** Begin **

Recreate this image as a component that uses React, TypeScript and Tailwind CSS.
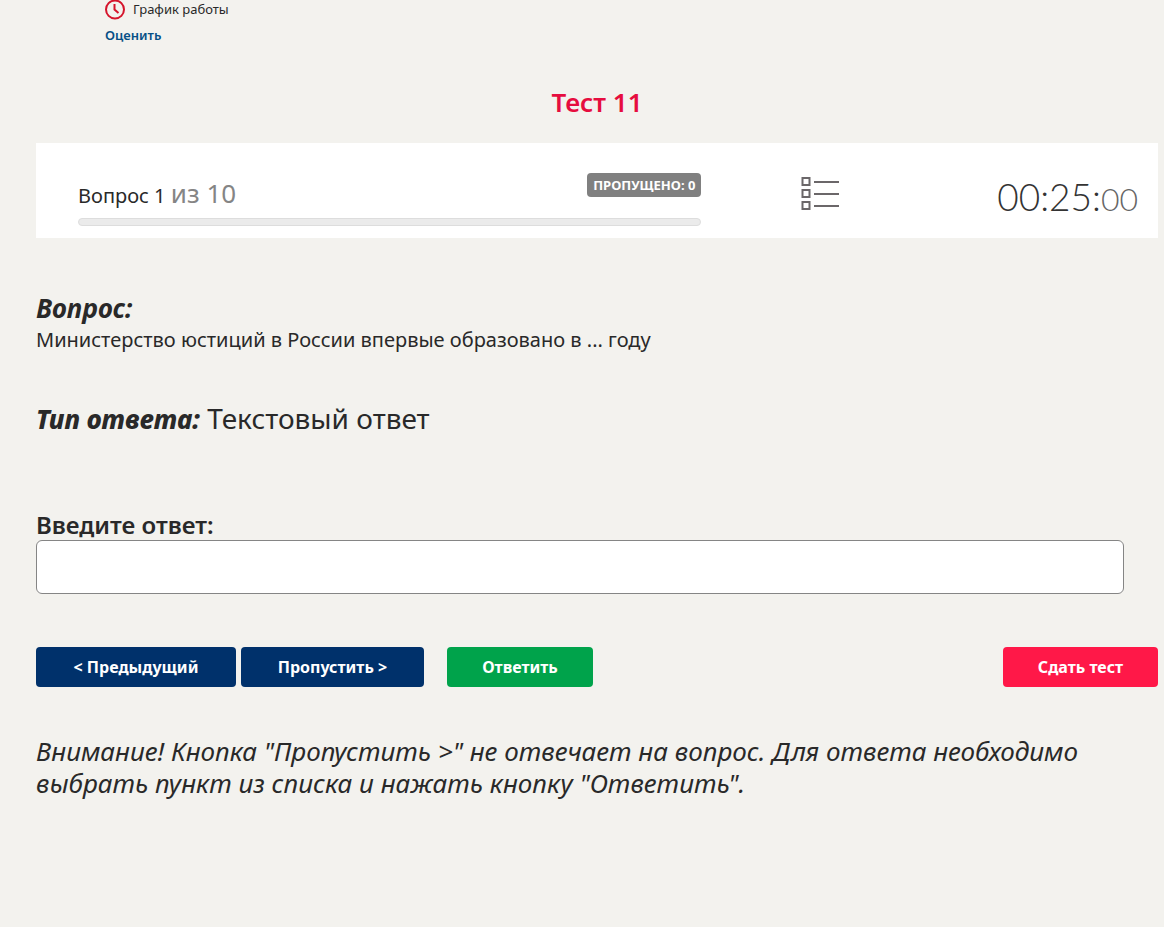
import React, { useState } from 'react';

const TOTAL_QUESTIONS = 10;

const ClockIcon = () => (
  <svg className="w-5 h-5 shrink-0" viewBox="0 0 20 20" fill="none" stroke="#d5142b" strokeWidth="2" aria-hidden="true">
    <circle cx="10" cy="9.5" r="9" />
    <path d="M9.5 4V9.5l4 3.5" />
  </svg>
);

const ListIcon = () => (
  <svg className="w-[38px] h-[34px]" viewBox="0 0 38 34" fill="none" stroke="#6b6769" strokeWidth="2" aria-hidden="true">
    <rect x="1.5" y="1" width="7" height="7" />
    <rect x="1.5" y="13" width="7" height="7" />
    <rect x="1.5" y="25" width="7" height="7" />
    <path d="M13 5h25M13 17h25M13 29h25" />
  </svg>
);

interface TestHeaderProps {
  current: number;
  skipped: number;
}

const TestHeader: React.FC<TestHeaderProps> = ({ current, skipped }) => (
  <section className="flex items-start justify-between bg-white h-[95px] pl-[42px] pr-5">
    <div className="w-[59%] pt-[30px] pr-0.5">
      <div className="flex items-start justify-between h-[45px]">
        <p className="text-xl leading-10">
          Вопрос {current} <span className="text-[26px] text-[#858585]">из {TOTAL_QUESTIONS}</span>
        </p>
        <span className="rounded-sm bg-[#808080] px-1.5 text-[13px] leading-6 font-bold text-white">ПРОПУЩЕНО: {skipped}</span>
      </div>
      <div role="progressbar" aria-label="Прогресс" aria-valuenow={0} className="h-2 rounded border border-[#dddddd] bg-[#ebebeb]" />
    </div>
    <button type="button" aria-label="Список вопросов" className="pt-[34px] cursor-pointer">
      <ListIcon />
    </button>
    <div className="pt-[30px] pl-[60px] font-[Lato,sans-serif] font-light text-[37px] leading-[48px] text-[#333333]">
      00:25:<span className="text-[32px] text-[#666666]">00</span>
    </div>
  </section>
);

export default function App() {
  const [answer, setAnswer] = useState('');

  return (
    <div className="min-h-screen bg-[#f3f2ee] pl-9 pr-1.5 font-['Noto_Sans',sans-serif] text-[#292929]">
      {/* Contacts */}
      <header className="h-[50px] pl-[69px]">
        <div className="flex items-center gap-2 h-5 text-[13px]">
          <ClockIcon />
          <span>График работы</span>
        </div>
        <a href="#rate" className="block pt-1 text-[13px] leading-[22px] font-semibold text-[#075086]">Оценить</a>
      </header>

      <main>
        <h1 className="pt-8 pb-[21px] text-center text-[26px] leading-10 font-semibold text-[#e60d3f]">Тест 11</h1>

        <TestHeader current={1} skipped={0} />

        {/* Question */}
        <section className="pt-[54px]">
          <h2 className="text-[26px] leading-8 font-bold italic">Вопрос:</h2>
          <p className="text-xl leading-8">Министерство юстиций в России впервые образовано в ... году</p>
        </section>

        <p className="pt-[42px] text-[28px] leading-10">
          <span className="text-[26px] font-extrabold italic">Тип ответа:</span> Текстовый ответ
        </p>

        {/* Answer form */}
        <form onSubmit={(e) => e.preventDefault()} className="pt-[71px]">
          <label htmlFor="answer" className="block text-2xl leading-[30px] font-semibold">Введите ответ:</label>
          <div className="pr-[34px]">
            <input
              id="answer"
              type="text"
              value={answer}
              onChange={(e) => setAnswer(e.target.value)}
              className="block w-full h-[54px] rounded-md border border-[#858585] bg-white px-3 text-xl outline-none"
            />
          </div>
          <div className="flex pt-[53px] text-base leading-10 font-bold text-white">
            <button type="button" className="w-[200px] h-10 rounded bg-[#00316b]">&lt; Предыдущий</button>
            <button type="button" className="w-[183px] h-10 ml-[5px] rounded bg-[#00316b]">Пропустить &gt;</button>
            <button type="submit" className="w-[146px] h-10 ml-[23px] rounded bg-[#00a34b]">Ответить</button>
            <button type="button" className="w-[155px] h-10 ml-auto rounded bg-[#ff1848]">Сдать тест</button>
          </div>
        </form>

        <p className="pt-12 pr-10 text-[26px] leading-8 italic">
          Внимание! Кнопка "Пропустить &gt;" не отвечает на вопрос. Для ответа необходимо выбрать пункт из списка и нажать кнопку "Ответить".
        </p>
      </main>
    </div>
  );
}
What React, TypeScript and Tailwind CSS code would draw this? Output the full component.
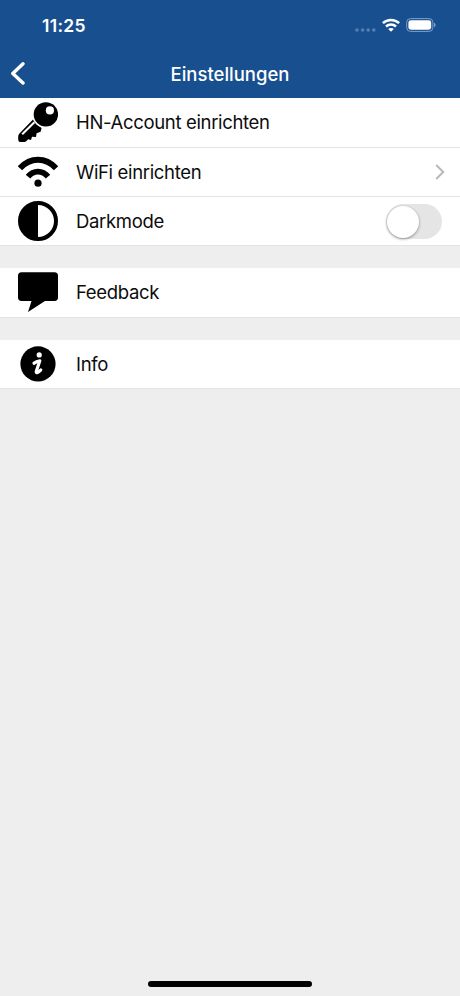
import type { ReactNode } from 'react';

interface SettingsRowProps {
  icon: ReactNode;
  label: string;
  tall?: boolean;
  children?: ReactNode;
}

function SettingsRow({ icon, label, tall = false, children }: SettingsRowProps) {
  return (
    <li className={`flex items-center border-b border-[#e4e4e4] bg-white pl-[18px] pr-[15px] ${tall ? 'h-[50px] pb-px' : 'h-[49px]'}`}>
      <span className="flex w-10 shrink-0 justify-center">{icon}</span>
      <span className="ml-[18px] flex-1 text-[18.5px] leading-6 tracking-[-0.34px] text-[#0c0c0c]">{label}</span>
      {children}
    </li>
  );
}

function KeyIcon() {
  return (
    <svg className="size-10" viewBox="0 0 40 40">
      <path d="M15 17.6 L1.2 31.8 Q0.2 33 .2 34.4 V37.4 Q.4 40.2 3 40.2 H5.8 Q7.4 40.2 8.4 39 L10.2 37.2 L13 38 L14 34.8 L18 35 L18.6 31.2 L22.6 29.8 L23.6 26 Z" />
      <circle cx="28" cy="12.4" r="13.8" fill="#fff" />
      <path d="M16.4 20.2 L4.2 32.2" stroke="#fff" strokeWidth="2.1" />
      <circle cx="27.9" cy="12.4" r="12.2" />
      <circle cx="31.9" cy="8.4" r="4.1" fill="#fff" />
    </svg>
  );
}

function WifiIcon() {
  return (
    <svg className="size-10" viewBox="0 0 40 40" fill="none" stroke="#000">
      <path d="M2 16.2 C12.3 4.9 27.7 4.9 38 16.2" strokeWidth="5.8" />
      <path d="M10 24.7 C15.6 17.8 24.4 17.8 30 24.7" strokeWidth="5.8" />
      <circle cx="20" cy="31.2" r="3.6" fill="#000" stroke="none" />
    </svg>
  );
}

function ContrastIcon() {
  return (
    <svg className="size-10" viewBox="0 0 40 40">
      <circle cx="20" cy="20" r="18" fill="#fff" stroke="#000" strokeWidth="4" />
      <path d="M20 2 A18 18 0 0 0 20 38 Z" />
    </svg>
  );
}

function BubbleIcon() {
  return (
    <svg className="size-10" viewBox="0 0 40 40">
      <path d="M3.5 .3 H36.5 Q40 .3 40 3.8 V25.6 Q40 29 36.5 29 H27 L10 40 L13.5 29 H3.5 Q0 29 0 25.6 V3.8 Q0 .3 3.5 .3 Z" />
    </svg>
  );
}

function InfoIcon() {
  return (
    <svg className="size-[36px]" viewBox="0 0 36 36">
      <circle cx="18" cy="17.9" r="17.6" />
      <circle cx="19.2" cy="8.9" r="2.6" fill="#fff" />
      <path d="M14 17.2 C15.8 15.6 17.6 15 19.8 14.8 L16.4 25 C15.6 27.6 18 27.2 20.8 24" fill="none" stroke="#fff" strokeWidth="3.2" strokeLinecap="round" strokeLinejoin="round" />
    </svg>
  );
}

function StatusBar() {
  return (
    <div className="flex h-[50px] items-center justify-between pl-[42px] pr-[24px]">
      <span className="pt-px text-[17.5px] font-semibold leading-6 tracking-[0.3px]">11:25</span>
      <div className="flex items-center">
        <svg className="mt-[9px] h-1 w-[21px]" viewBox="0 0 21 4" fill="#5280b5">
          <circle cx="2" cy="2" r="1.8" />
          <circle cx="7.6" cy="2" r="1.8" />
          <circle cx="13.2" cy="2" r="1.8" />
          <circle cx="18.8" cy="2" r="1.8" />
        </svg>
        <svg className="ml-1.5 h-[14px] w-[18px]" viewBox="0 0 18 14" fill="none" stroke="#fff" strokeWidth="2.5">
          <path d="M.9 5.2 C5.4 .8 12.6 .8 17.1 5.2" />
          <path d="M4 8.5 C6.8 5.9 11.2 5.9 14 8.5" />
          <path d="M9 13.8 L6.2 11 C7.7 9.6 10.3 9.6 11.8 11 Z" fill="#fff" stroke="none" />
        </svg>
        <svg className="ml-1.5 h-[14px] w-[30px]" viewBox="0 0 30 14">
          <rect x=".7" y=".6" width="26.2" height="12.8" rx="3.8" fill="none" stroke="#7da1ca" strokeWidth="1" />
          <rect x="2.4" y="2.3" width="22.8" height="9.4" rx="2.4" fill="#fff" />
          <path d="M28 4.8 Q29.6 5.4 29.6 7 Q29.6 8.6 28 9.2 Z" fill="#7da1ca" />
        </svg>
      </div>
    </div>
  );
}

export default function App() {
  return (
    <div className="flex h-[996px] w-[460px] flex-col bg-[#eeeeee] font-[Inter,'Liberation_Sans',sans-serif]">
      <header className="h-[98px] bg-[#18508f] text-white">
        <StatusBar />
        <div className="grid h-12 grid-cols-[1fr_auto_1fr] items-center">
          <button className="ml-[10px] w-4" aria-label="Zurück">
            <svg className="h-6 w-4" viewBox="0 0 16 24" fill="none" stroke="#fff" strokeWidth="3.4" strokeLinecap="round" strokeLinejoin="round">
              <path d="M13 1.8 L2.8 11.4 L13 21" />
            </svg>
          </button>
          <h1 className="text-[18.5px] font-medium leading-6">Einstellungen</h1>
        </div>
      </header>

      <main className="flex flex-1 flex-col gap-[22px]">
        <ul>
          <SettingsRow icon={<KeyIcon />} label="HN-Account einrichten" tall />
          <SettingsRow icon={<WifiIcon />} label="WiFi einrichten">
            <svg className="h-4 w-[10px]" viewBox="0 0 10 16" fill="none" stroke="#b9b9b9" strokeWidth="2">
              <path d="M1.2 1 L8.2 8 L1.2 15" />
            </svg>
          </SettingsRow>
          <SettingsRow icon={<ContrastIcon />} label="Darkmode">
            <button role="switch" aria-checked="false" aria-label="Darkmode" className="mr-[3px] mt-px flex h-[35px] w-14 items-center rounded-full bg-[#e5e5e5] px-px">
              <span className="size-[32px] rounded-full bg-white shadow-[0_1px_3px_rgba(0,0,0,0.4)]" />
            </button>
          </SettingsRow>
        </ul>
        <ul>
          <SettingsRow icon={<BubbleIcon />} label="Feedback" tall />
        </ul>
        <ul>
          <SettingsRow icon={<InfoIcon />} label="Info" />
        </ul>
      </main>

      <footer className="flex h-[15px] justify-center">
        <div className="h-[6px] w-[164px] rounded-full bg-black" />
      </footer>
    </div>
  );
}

** End **

_TASK GOAL_.
Exactly as written, repeat the lines from the beginning of the entries up to and including the line with "const TOTAL_QUESTIONS = 10;", but not the pictures.

_RESULT OF THIS TASK_.
Recreate this image as a component that uses React, TypeScript and Tailwind CSS.
import React, { useState } from 'react';

const TOTAL_QUESTIONS = 10;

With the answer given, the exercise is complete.